Vingt-trois projets immobiliers, 6500 logements, l'arrondissement du Sud-Ouest croule sous les demandes de construction dans le secteur de Griffintown. Les promoteurs se ruent vers cet ancien quartier industriel, affirme le maire Benoît Dorais, qui estime qu'une telle effervescence immobilière est sans précédent dans l'histoire de Montréal.

«Ce qui se passe actuellement dans Griffintown, c'est du jamais vu dans l'histoire du développement de Montréal, a déclaré M. Dorais, mardi, devant la chambre de commerce et d'industrie du Sud-Ouest. C'est une transformation radicale d'un territoire qui est immense, et dont l'attractivité est phénoménale.»

Le promoteur Devimco a dévoilé en grande pompe sa version «réduite» du District Griffin, l'été dernier. Mais ce projet de 475 millions de dollars n'est que la pointe de l'iceberg. L'arrondissement du Sud-Ouest traite actuellement 23 demandes de différents promoteurs immobiliers, et le maire Dorais s'attend à ce que plusieurs autres se manifestent dans les prochains mois.

Parmi les projets qui sont connus, on compte la neuvième phase du projet Lowney's, de Prével, ainsi que le Carré de la Montagne, piloté par Maître Carré. À quelques mètres de Griffintown, environ 2000 logements seront construits en bordure du canal de Lachine dans le projet des Bassins du nouveau havre, sur le terrain de l'ancien centre de tri postal.

Propriétaire de McGill Immobilier, Patrice Groleau a vu venir l'engouement pour Griffintown. Le courtier, qui se spécialise dans la mise en marché de projets immobiliers, y ouvrira un nouveau bureau, coin Wellington et Prince, dans un mois. Il a même acheté des noms de domaine internet «condosgriffintown.com» et «courtiergriffintown.com».

«On fait affaire avec différents promoteurs, et à peu près tout le monde qu'on connaît soumissionne sur les différents terrains du secteur, explique-t-il. Et c'est tout à fait logique: on a, d'un côté, le Vieux-Montréal, en haut le centre-ville, à l'ouest le marché Atwater et Westmount, et, en bas, on est au bord de l'eau.»

«Je dois avouer que je n'ai pas vu ça souvent, convient Jacques Vincent, coprésident de Prével. Autant d'activité concentrée dans un même secteur... Ce qui est phénoménal, c'est le revirement.»

L'homme d'affaires fait figure de pionnier dans le secteur, lui qui a acquis les anciennes usines de Lowney's à une époque où peu de promoteurs s'aventuraient dans le quartier industriel moribond. En partenariat avec les Conceptions Rachel-Julien, il bâtira aussi les quelque 1600 appartements en copropriété des Bassins du nouveau havre.

Nouveau zonage

C'est en 2008 que le véritable déclic s'est produit.
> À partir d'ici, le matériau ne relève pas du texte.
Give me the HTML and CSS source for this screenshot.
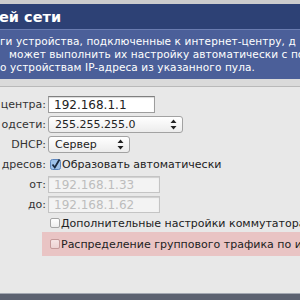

Pour encadrer la réalisation du projet Griffintown de Devimco, il s'est doté d'un programme particulier d'urbanisme (PPU).

De quartier industriel de faible densité, le secteur est devenu résidentiel à haute densité. Contrairement à la plupart des quartiers de Montréal, on y a autorisé la construction de bâtiments en hauteur.

Ce règlement a provoqué un regain d'intérêt pour les terrains de Griffintown, cet ancien quartier industriel situé à un jet de pierre du centre-ville. Pas étonnant: les immeubles en hauteur rapportent bien davantage à un promoteur qu'un ensemble de trois ou quatre étages.

«Le prix des terrains, à la suite du PPU, ça a créé de la spéculation importante, a indiqué le maire Dorais. La valeur des terrains a presque triplé.»

Les terrains à Griffintown se vendent environ 100$ le pied carré, indique Mathieu Collette, consultant principal en immobilier au Groupe Althus. En guise de comparaison, des terrains résidentiels à Longueuil se vendent autour de 25$ le pied carré. Les terrains du centre-ville, eux, valent entre 200$ et 300$ le pied carré.

«Normalement, lorsqu'on fait un changement de zonage, on va l'appliquer à une propriété, par exemple à un grand terrain, explique l'évaluateur agréé. Mais, dans ce cas-ci, on a pris un secteur complet et on a changé le zonage. C'est donc tout le secteur qui est voué à être mis en valeur.»

Mathieu Collette estime que la mise en valeur de Griffintown s'étalera sur une vingtaine d'années. Mais, selon lui, le quartier commencera à changer de visage dans cinq ans, lorsque l'arrivée de nouveaux résidants attirera des commerces de proximité comme des épiceries ou des nettoyeurs.